Upgrade after you upsell 

When you can upsell a customer to increase the value of their cart by a certain amount or percentage, make it worth their while with a little something for them. It might be some kind of shipping upgrade, loyalty program points or something else relevant to the kind of business you have.


Banner offering one of the 3 gifts

Summing up

By responding to upselling suggestions, customers are increasing their lifetime value, so it only makes sense that you would make them feel rewarded and keep them coming back. Whatever incentives, freebies, upgrades or presents you have, make sure customers who respond to your suggestions by padding their cart value get them.  

Upselling and cross-selling are not only a must in terms of your bottom line but they are now an expected part of the online customer experience. Try finding any credible ecommerce operation that doesn’t prominently feature upselling and cross selling suggestions (good luck with that!). You could even argue that the lack of such products is a sign that you should probably find another online store to shop in.  

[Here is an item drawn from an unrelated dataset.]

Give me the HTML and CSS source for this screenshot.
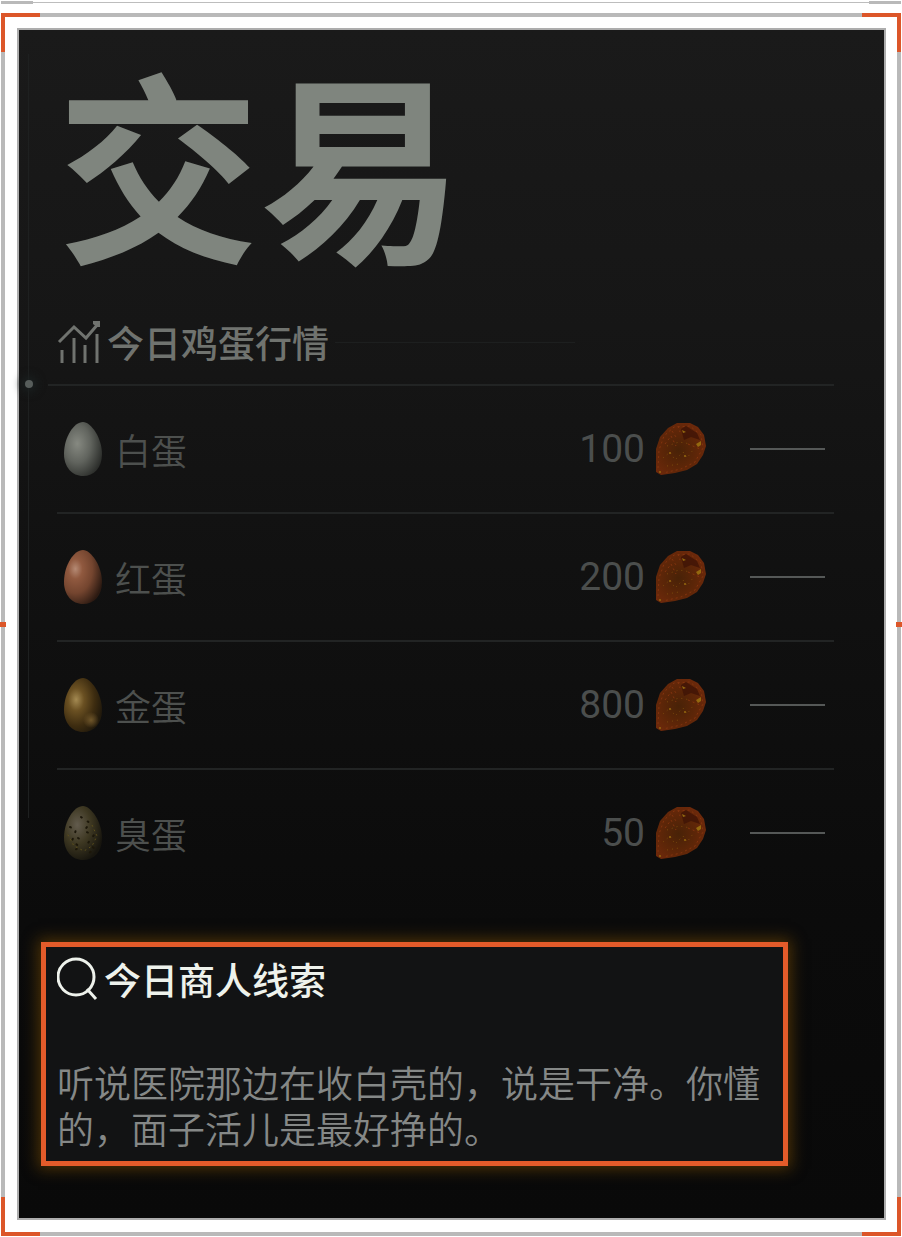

From a business perspective, the value of taking advantage of these strategies lies in turning one-time customers into repeating customers and then again into frequent shoppers. Increasing cart values deepens the relationship with any customer and makes them much more likely to return again. As mentioned earlier, selling more to existing customers is always easier and cheaper than attracting, acquiring and selling to new ones.  

Building upselling and cross-selling into the customer journey just makes sense for everyone involved. You have nothing to lose by making the offer and it’s likely that you’ll be pleasantly surprised by a common discovery—customers really do want fries with that much more often than you think.